| Goal of the exercise |
Copy every line that holds "React".

**** Data provided ****

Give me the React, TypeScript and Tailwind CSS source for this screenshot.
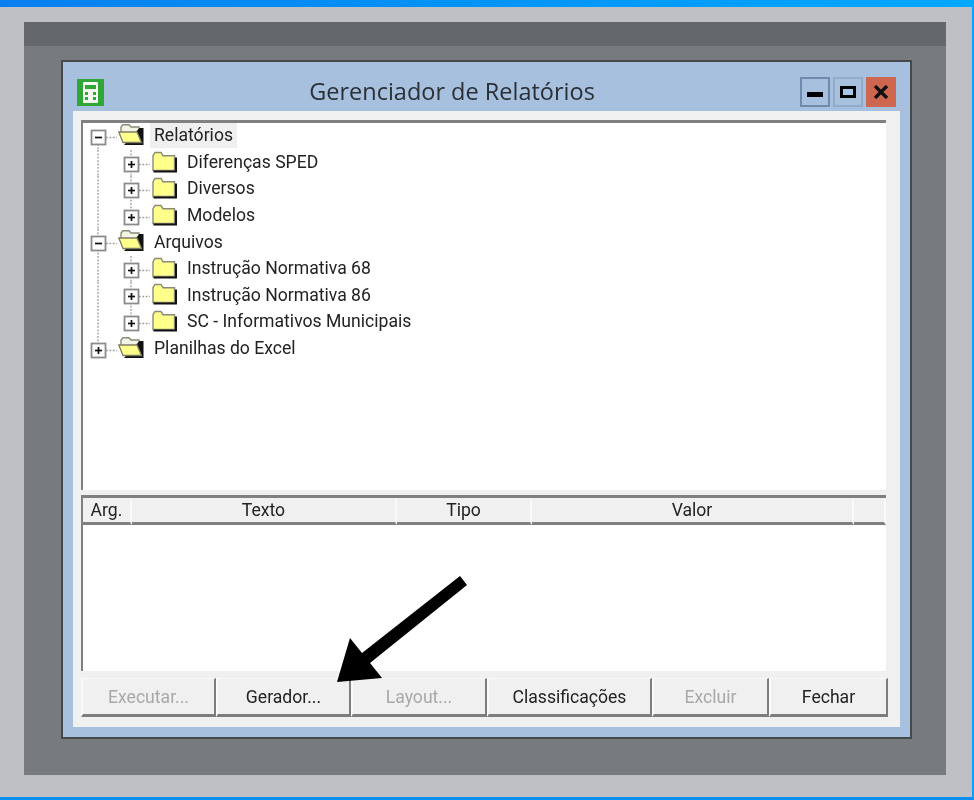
import React from "react";

function Closed() {
  return (
    <g>
      <path d="M1 4.2 L3 1 H9 L11 4.2 H22.5 V19 H1 Z" fill="#ffff8c" stroke="#8a8a78" strokeWidth="1.4" />
      <path d="M1.5 20 H24 V6" fill="none" stroke="#111" strokeWidth="2" />
    </g>
  );
}

function Opened() {
  return (
    <g>
      <path d="M3 8 V3 L5 0.8 H11 L13 3 H21 V8" fill="#f4f4e6" stroke="#8a8a78" strokeWidth="1.4" />
      <path d="M21.5 4 H25.5 V21 H6 Z" fill="#111" />
      <path d="M0.8 8 H19 L23.5 18.5 H5 Z" fill="#ffff8c" stroke="#7d7d66" strokeWidth="1.3" />
    </g>
  );
}

function Node({ cx, plus }: { cx: number; plus: boolean }) {
  return (
    <g>
      <rect x={cx - 6.5} y="7.5" width="14" height="14" fill="#fff" stroke="#8b8b8b" strokeWidth="1.8" />
      <path d={`M${cx - 3} 14.5 H${cx + 4}`} stroke="#111" strokeWidth="1.7" />
      {plus && <path d={`M${cx + 0.5} 11 V18`} stroke="#111" strokeWidth="1.7" />}
    </g>
  );
}

type RowData = {
  label: string;
  level: 0 | 1;
  open?: boolean;
  collapsed?: boolean;
  selected?: boolean;
  spine?: "down" | "full" | "up";
  last?: boolean;
};

const rows: RowData[] = [
  { label: "Relatórios", level: 0, open: true, selected: true, spine: "down" },
  { label: "Diferenças SPED", level: 1, spine: "full", collapsed: true },
  { label: "Diversos", level: 1, spine: "full", collapsed: true },
  { label: "Modelos", level: 1, spine: "full", last: true, collapsed: true },
  { label: "Arquivos", level: 0, open: true, spine: "full" },
  { label: "Instrução Normativa 68", level: 1, spine: "full", collapsed: true },
  { label: "Instrução Normativa 86", level: 1, spine: "full", collapsed: true },
  { label: "SC - Informativos Municipais", level: 1, spine: "full", last: true, collapsed: true },
  { label: "Planilhas do Excel", level: 0, open: true, spine: "up", collapsed: true },
];

function TreeRow({ r }: { r: RowData }) {
  const w = r.level === 0 ? 67 : 100;
  const nx = r.level === 0 ? 15 : 48;
  const dotted = { stroke: "#9a9a9a", strokeWidth: 1.4, strokeDasharray: "1.8 1.6", fill: "none" };
  return (
    <div className="flex h-[26.57px] items-start">
      <svg width={w} height="26.57" viewBox={`0 0 ${w} 26.57`} className="shrink-0 overflow-visible">
        {r.spine === "down" && <path d="M15 21 V27" {...dotted} />}
        {r.spine === "full" && <path d="M15 0 V27" {...dotted} />}
        {r.spine === "up" && <path d="M15 0 V8" {...dotted} />}
        {r.level === 1 && <path d={r.last ? "M48 0 V8" : "M48 0 V27"} {...dotted} />}
        <path d={`M${nx + 8} 14.5 H${nx + 19}`} {...dotted} />
        <Node cx={nx} plus={!!r.collapsed} />
        <g transform={r.open ? "translate(35 1)" : "translate(69 1.5)"}>{r.open ? <Opened /> : <Closed />}</g>
      </svg>
      <span
        className={
          r.selected
            ? "flex h-[25px] items-center bg-[#efefef] px-[4px] text-[17.6px] text-[#222]"
            : "flex h-[25px] items-center px-[4px] text-[17.6px] text-[#222]"
        }
      >
        {r.label}
      </span>
    </div>
  );
}

function Btn({ label, width, disabled }: { label: string; width: string; disabled?: boolean }) {
  return (
    <button
      className={[
        "flex h-[39px] items-center justify-center border-b-[3px] border-b-[#7d7d7d] bg-[#f0f0f0] pt-[2px] text-[17.6px]",
        "border-r-[2px] border-r-[#7d7d7d] border-l-[2px] border-l-[#fafafa] border-t-[1px] border-t-[#f8f8f8]",
        width,
        disabled ? "text-[#a8a8a8]" : "text-[#222]",
      ].join(" ")}
    >
      {label}
    </button>
  );
}

const cols = [
  { label: "Arg.", w: "w-[49px]" },
  { label: "Texto", w: "w-[265px]" },
  { label: "Tipo", w: "w-[135px]" },
  { label: "Valor", w: "w-[322px]" },
  { label: "", w: "flex-1" },
];

export default function App() {
  return (
    <div
      className="relative flex h-[800px] w-[974px] flex-col overflow-hidden bg-[#bfc0c5] blur-[0.5px]"
      style={{ fontFamily: 'Roboto, "Liberation Sans", sans-serif' }}
    >
      <div className="h-[7px] shrink-0 bg-gradient-to-r from-[#0a80f0] to-[#00a8ff]" />
      <div className="flex min-h-0 flex-1 border-r-[2px] border-r-[#0aa0f8] pt-[15px] pr-[26px] pb-[22px] pl-[24px]">
        <div className="flex flex-1 flex-col bg-[#787b7e]">
          <div className="h-[24px] shrink-0 bg-[#65686b]" />
          <div className="flex min-h-0 flex-1 pt-[14px] pr-[34px] pb-[36px] pl-[37px]">
            <div className="flex flex-1 flex-col border-2 border-[#46494c] bg-[#a6c0de]">
              <div className="flex h-[49px] shrink-0 items-center pt-[11px] pr-[14px] pl-[14px]">
                <svg width="27" height="27" viewBox="0 0 27 27" className="shrink-0">
                  <rect width="27" height="27" fill="#2fa636" />
                  <rect x="6" y="3" width="15" height="21" rx="1" fill="#f4f8f0" />
                  <rect x="8" y="6" width="11" height="4" fill="#2fa636" />
                  {[13, 18].map((y) =>
                    [8, 16].map((x) => <rect key={`${x}${y}`} x={x} y={y} width="3" height="3" fill="#2fa636" />),
                  )}
                </svg>
                <div
                  className="flex-1 text-center text-[23.5px] leading-none text-[#2b2f36]"
                  style={{ fontFamily: '"Open Sans", "Noto Sans", sans-serif' }}
                >
                  Gerenciador de Relatórios
                </div>
                <div className="flex gap-[3px]">
                  <div className="flex h-[30px] w-[30px] items-center justify-center border-2 border-[#6f8aae] bg-[#a6c0de]">
                    <svg width="16" height="16" viewBox="0 0 16 16">
                      <rect x="0" y="8" width="16" height="5" fill="#000" />
                    </svg>
                  </div>
                  <div className="flex h-[30px] w-[30px] items-center justify-center border-2 border-[#92abcb] bg-[#a6c0de]">
                    <svg width="16" height="12" viewBox="0 0 16 12">
                      <rect x="1.5" y="1.5" width="13" height="9" fill="#a6c8e8" stroke="#000" strokeWidth="3" />
                    </svg>
                  </div>
                  <div className="flex h-[30px] w-[30px] items-center justify-center border border-[#c96a56] bg-[#cf6650]">
                    <svg width="16" height="14" viewBox="0 0 16 14">
                      <path d="M2 1 L14 13 M14 1 L2 13" stroke="#111" strokeWidth="3.4" />
                    </svg>
                  </div>
                </div>
              </div>
              <div className="mr-[10px] mb-[10px] ml-[10px] flex min-h-0 flex-1 flex-col bg-[#f0f0f0] pt-[9px] pr-[3px] pb-[9px] pl-[8px]">
                <div className="mr-[11px] h-[370px] shrink-0 border-t-[3px] border-l-[2px] border-t-[#808080] border-l-[#808080] bg-white">
                  {rows.map((r) => (
                    <TreeRow key={r.label} r={r} />
                  ))}
                </div>
                <div className="mt-[5px] mr-[11px] flex h-[176px] shrink-0 flex-col border-t-[3px] border-l-[2px] border-t-[#808080] border-l-[#808080] bg-white">
                  <div className="flex h-[27px] shrink-0 bg-[#f0f0f0]">
                    {cols.map((c, i) => (
                      <div
                        key={i}
                        className={`flex items-center justify-center border-r-[2px] border-b-[3px] border-r-[#fafafa] border-b-[#808080] text-[17.6px] text-[#222] ${c.w}`}
                      >
                        {c.label}
                      </div>
                    ))}
                  </div>
                </div>
                <div className="mt-[7px] flex shrink-0">
                  <Btn label="Executar..." width="w-[135px]" disabled />
                  <Btn label="Gerador..." width="w-[135px]" />
                  <Btn label="Layout..." width="w-[136px]" disabled />
                  <Btn label="Classificações" width="w-[165px]" />
                  <Btn label="Excluir" width="w-[117px]" disabled />
                  <Btn label="Fechar" width="w-[119px]" />
                </div>
              </div>
            </div>
          </div>
        </div>
      </div>
      <div className="h-[3px] shrink-0 bg-[#0a90f4]" />
      <svg className="pointer-events-none absolute top-0 left-0" width="974" height="800" viewBox="0 0 974 800">
        <polygon points="337,682 350,638 362,653 460,576 467,585 370,663 382,678" fill="#000" />
      </svg>
    </div>
  );
}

****

| Answer in full |
Give me the React, TypeScript and Tailwind CSS source for this screenshot.
import React from "react";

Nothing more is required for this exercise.